Por que não priorizar programas, na educação e na contenção da violência, como a educação integral em escola integrada, programas de restauração da dignidade e autoridade de professores e assistentes sociais, na operacionalização da execução penal, seja jurisdicional, seja administrativa e, também, no treinamento e no reequipamento das polícias? Como? Na lei do orçamento há uma abordagem sobre a tal dívida pública, item que necessita ser melhor esclarecido para a população, pois, acredito, poucos sabem o que é, do que se trata.  Atualmente ela está em 1,5 trilhões.  Repito: 1,5 trilhões. Há previsão de o Brasil pagar de juros dessa dívida, este ano, o valor de 316bi, o que representa 9,0 % do orçamento, ou, aproximadamente, 4,8 % do PIB (6,51tri, em 2017), sendo que os credores tratam diferentemente os devedores, variando as despesas com juros, como 0,9% do PIB, Japão, a 2,5%, França. Quem e como se chegou a esse número da dívida? Quem e por que fixou o valor dos juros a serem pagos, que é 38 (trinta e oito) vezes o valor destinado à contenção de ameaças que são matrizes de nossa Insegurança ou, ainda, 03 (três) vezes o orçamento do Ministério da Educação?  Se um país realiza e estimula investimentos, que aumentam o PIB e fazem a dívida e os juros caírem, surge dinheiro para novos investimentos e por aí vai, em um ciclo virtuoso. E, certamente, a Educação tem papel relevante, conforme o Art.205 da CF, pois visa “… ao pleno desenvolvimento da pessoa para o exercício da cidadania e sua qualificação para o trabalho”. Então, temporária e minimamente, por que não somar as duas cifras (juros da dívida e investimentos na contenção da exclusão e da criminalidade), dividir por dois, ensejando surgimento de mais recursos para programas que reduzam essas mazelas e, ainda, cumprindo o compromisso de pagador?

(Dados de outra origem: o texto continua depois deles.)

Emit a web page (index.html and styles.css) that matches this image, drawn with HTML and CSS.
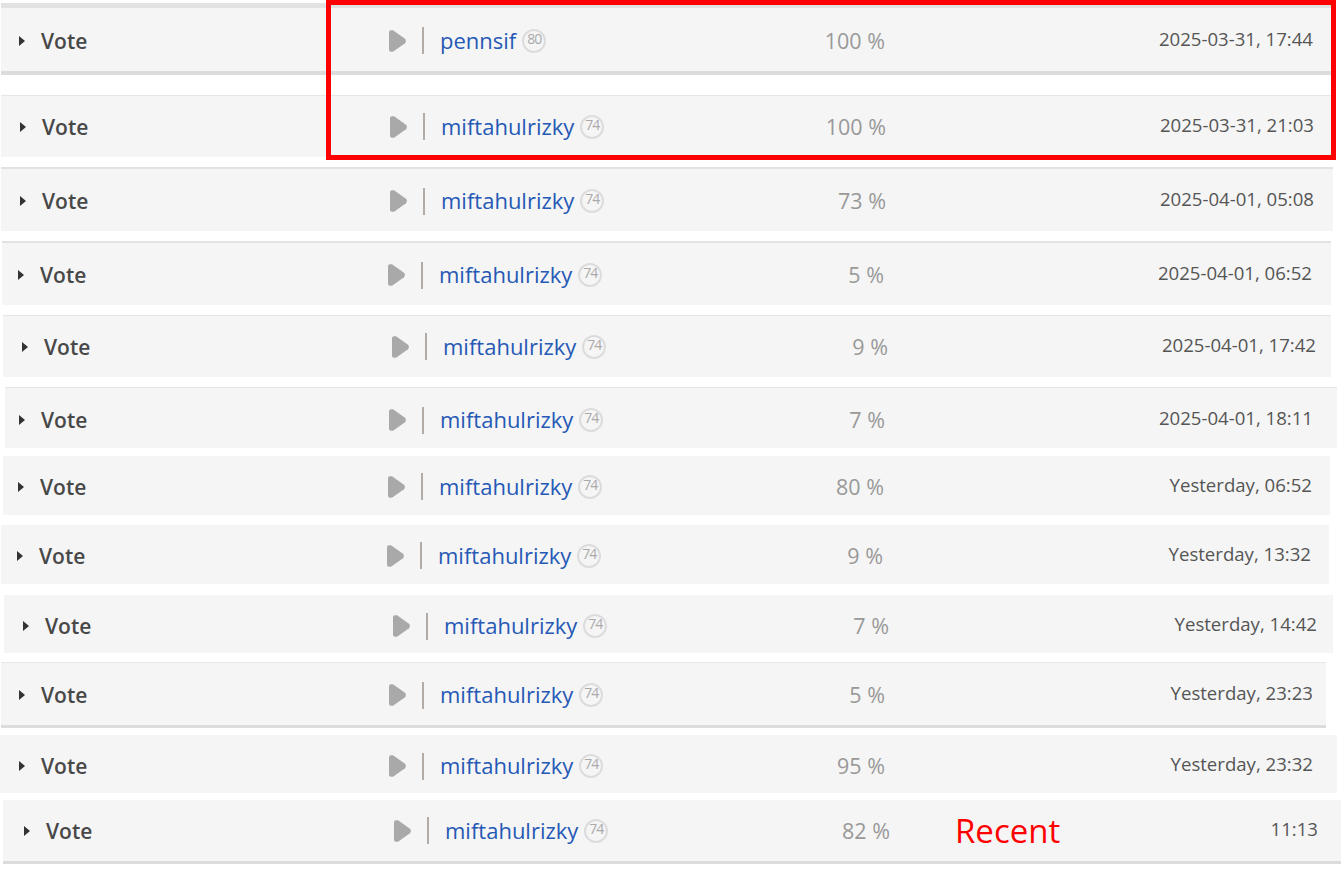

É possível que algum dado, aqui mostrado, não esteja precisamente correto. Pede-se ao leitor que releve alguma discrepância, visto que o objetivo não é mostrar números, mas, sim, suscitar questões relativas ao montante e à prioridade destinada a certas ações que, revisadas, podem gerar valores para emprego na redução da exclusão e da criminalidade. P.ex., como o Trump reduziu 110bi/dólares da dívida americana, em 09 (nove) meses, e o Brasil, em 2017, teve aumentada sua dívida pública federal, que inclui os endividamentos do governo dentro do Brasil e no exterior, em R$ 447,15bi (aumento de 14,3%) para R$ 3,55 trilhões. Quem e fundamentado em que estabelece a ordem do que é prioritariamente importante para ser incluído no orçamento? Como por exemplo, dentre várias dúvidas, de que se trata o prescrito no Programa 0910, Operações Especiais, de um total orçado de 1,4bi, há o valor de 0,78bi para a Ação 00M4, com o título Remuneração de Agentes Financeiros? Ou no Programa 0909, Operações Especiais – Outros Encargos Especiais, em que há a previsão de 75,75bi, na Ação 0669, para a Cobertura do Resultado Negativo Apurado no Banco Central do Brasil (Lei Complementar nº 101, de 2000)? Uai, o BC teve lucro de 26bi, em 2017! E aí? A exemplo dessas, há outras ações que necessitam ser questionadas e, quem sabe, revisadas e desconsideradas, o que, certamente, somadas, resultaria em valores para serem remanejados, permitindo reequipar nossas FFAA, a Força Nacional, as Polícias do Brasil, reestruturar o sistema penitenciário, restaurar a dignidade salarial do educador e do assistente social, além de elaborar programas para jovens e adolescentes.

A lei do orçamento, documento dos mais importantes em nosso país, transitando quase que despercebidamente, tem ares de caixa-preta, visto o absurdo de ser vetada uma auditoria pelo senhor presidente. Por quê? É um documento que deveria ter sido discutido, debatido e elaborado por pessoal independente, integrando comissão de altíssimo nível, de forma transparente, composta por representantes do primeiro, segundo e terceiro setores. Certamente, com todo o respeito que a Bíblia merece, essa lei do orçamento é o nosso santo livro fiscal, que deve garantir efetividade na gestão do dinheiro público.